=== Recorded information ===
%%

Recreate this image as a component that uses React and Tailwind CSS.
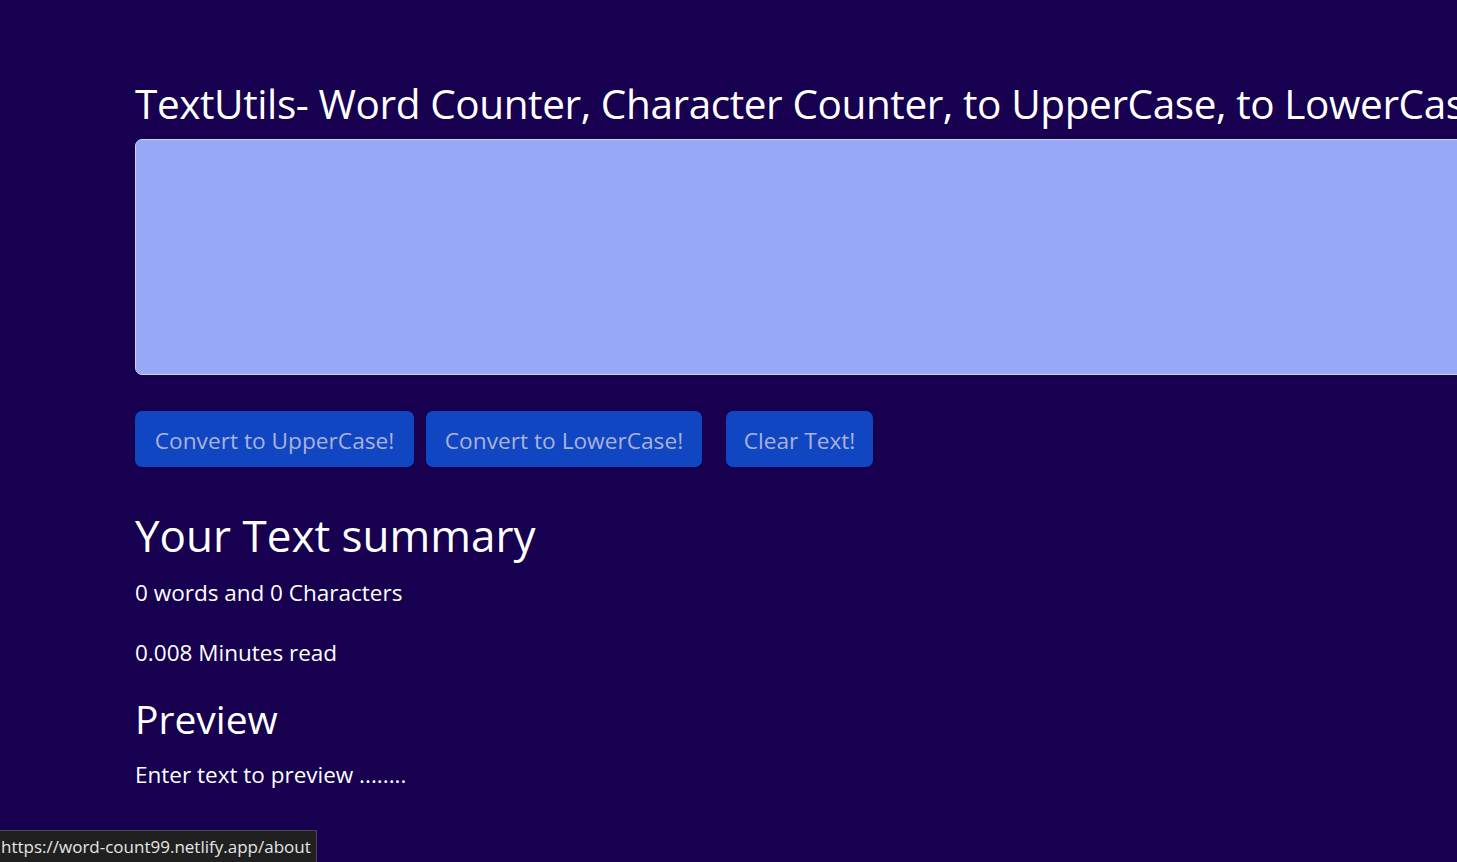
import React from "react";

const Btn = ({ label, className = "" }) => (
  <button
    className={`h-[56px] rounded-[7px] bg-[#1046c2] pt-[5px] text-[22.7px] text-[#aab2d9] ${className}`}
  >
    {label}
  </button>
);

export default function App() {
  return (
    <div
      className="relative h-[862px] w-[1457px] overflow-hidden bg-[#16004f] text-white"
      style={{ fontFamily: '"Open Sans", "Noto Sans", sans-serif' }}
    >
      <div className="flex flex-col pl-[135px] pt-[79px]">
        <h1 className="whitespace-nowrap text-[40.5px] leading-[50px] tracking-[-0.4px]">
          TextUtils- Word Counter, Character Counter, to UpperCase, to LowerCase, Remove extra spaces
        </h1>
        <textarea className="mt-[10px] h-[236px] w-[1400px] resize-none rounded-[7px] border border-[#cfd4e6] bg-[#97a8f7] outline-none" />
        <div className="mt-[36px] flex">
          <Btn label="Convert to UpperCase!" className="w-[279px]" />
          <Btn label="Convert to LowerCase!" className="ml-[12px] w-[276px]" />
          <Btn label="Clear Text!" className="ml-[24px] w-[147px]" />
        </div>
        <h2 className="mt-[38px] text-[44px] leading-[60px]">Your Text summary</h2>
        <p className="mt-[12px] text-[22.5px] leading-[32px]">0 words and 0 Characters</p>
        <p className="mt-[28px] text-[22.5px] leading-[32px]">0.008 Minutes read</p>
        <h2 className="mt-[24px] text-[39px] leading-[52px]">Preview</h2>
        <p className="mt-[14px] text-[22.5px] leading-[32px]">Enter text to preview ........</p>
      </div>
      <div
        className="absolute bottom-0 left-0 flex h-[32px] items-center border-t border-r border-[#4a4a4a] bg-[#202020] pl-[1px] pr-[5px] text-[17px] text-[#e6e6e6]"
        style={{ fontFamily: '"Open Sans", sans-serif' }}
      >
        https://word-count99.netlify.app/about
      </div>
    </div>
  );
}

%%

Copy out every line of the material above exactly, skipping the pictures.

Recreate this image as a component that uses React and Tailwind CSS.
import React from "react";

const Btn = ({ label, className = "" }) => (
  <button
    className={`h-[56px] rounded-[7px] bg-[#1046c2] pt-[5px] text-[22.7px] text-[#aab2d9] ${className}`}
  >
    {label}
  </button>
);

export default function App() {
  return (
    <div
      className="relative h-[862px] w-[1457px] overflow-hidden bg-[#16004f] text-white"
      style={{ fontFamily: '"Open Sans", "Noto Sans", sans-serif' }}
    >
      <div className="flex flex-col pl-[135px] pt-[79px]">
        <h1 className="whitespace-nowrap text-[40.5px] leading-[50px] tracking-[-0.4px]">
          TextUtils- Word Counter, Character Counter, to UpperCase, to LowerCase, Remove extra spaces
        </h1>
        <textarea className="mt-[10px] h-[236px] w-[1400px] resize-none rounded-[7px] border border-[#cfd4e6] bg-[#97a8f7] outline-none" />
        <div className="mt-[36px] flex">
          <Btn label="Convert to UpperCase!" className="w-[279px]" />
          <Btn label="Convert to LowerCase!" className="ml-[12px] w-[276px]" />
          <Btn label="Clear Text!" className="ml-[24px] w-[147px]" />
        </div>
        <h2 className="mt-[38px] text-[44px] leading-[60px]">Your Text summary</h2>
        <p className="mt-[12px] text-[22.5px] leading-[32px]">0 words and 0 Characters</p>
        <p className="mt-[28px] text-[22.5px] leading-[32px]">0.008 Minutes read</p>
        <h2 className="mt-[24px] text-[39px] leading-[52px]">Preview</h2>
        <p className="mt-[14px] text-[22.5px] leading-[32px]">Enter text to preview ........</p>
      </div>
      <div
        className="absolute bottom-0 left-0 flex h-[32px] items-center border-t border-r border-[#4a4a4a] bg-[#202020] pl-[1px] pr-[5px] text-[17px] text-[#e6e6e6]"
        style={{ fontFamily: '"Open Sans", sans-serif' }}
      >
        https://word-count99.netlify.app/about
      </div>
    </div>
  );
}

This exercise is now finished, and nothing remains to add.